Douglas Gilstrap, senior vice president and head of strategy at Ericsson, said the pace of smartphone uptake had been phenomenal and was set to continue. It took more than five years to reach the first billion smartphone subscriptions, but it will take less than two years to hit the 2-billion mark. Between now and 2019, smartphone subscriptions will triple, he believes.

Meanwhile, Long Term Evolution (LTE) technology is being deployed and built out in all regions, and will reach around 2.6 billion subscriptions by 2019, Ericsson believes. These subscriptions will represent the high-end share of the total subscriber base.

The number of subscriptions for mobile computers, tablets and routers is expected to grow from 300 million this year to about 800 million by 2019. There are a large number of personal computers and tablets without a mobile subscription.

All regions show growth in mobile subscriptions. In Asia and the Pacific this is driven by new subscribers. In more mature markets, such as North America and Western Europe, the growth is limited and comes from the increasing number of subscriptions per individual, for example adding a tablet.

The Asia-Pacific market will continue to see a significant increase in mobile subscriptions, with 1.4 billion net additions up until the end of 2019, the report predicts.

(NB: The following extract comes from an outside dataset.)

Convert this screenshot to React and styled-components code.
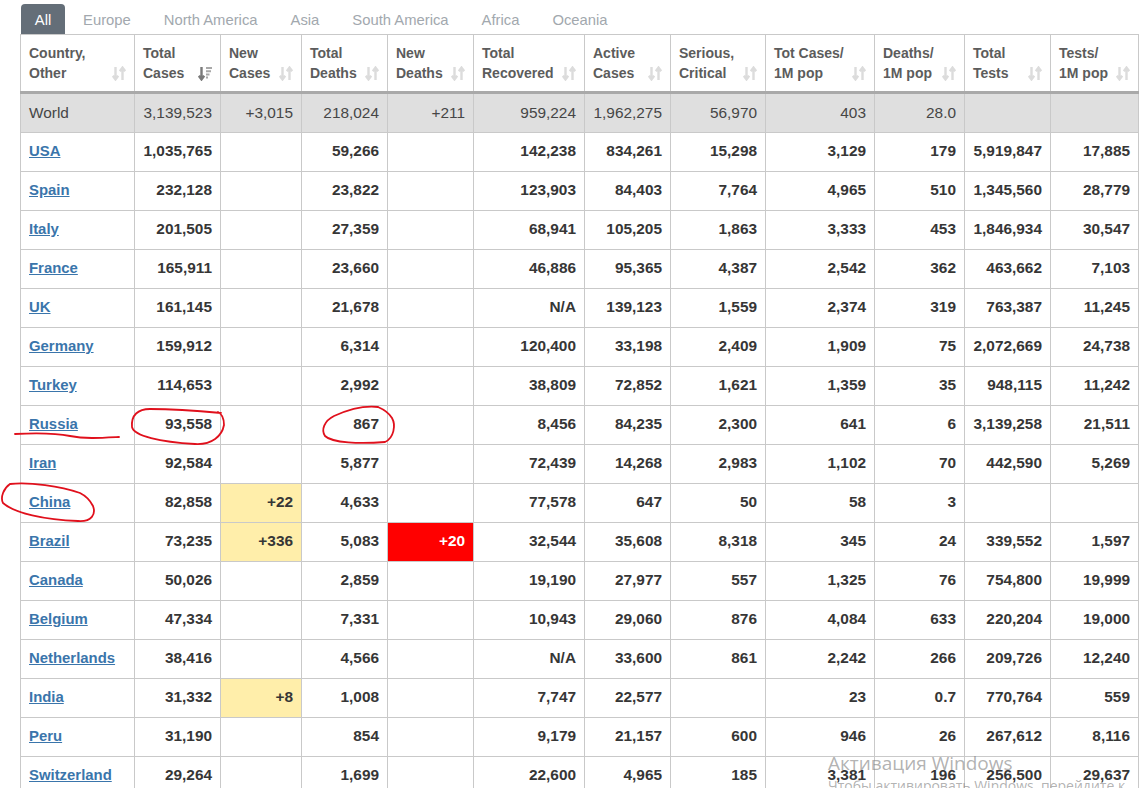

That represents about half of added mobile subscriptions globally.

Markets such as Japan and South Korea will take up LTE subscriptions earlier than less developed countries. Today LTE penetration is already over 20 per cent in Japan and over 50 per cent in South Korea. China will add substantial LTE subscriptions during the forecast period, surpassing 700 million by the end of 2019, Ericsson believes.

The Asia-Pacific region is progressing towards third- and fourth-generation wireless broadband. This year, about 75 percent of mobile subscriptions were 2G, while about 85 per cent are expected to be 3G/4G by 2019.

Data traffic growth

Mobile data traffic is expected to see a compound annual growth rate (CAGR) of about 45 per cent between now and 2019. Mobile data traffic will grow considerably faster than that of fixed data over the forecast period, with the latter's CAGR put at around 25 per cent in the period.

However, fixed data traffic will remain dominant. Mobile data traffic represents 5 per cent of total mobile and fixed traffic currently, and is projected to reach 12 per cent by 2019. By that time, smartphone subscriptions are expected to triple, resulting in rapid traffic growth. Total monthly smartphone traffic over mobile networks will increase around 10 times between now and then.

The rising number of smartphone subscriptions is the main driver for mobile data traffic growth. Users consuming more data per subscription, mainly driven by video, is adding to this, resulting in the increase.

The largest and fastest-growing segment of mobile data traffic is video. It is expected to increase by about 55 per cent annually up until the end of 2019, by which point it is forecast to account for more than half of global mobile traffic.

This year, total traffic generated by mobile phones exceeded that from mobile PCs, tablets and mobile routers for the first time. Traffic in the mobile-phone segment is primarily generated by smartphones.

The Asia-Pacific region will have a high share of the total mobile traffic between now and 2019. The main reason for this is the rapid growth in subscriptions. China alone is expected to add more than 500 million mobile subscriptions.

There are large differences in usage volumes and patterns within this region, with countries such as South Korea and Japan deploying LTE early, whereas other countries are still dominated by GSM (global system for mobile communications) networks.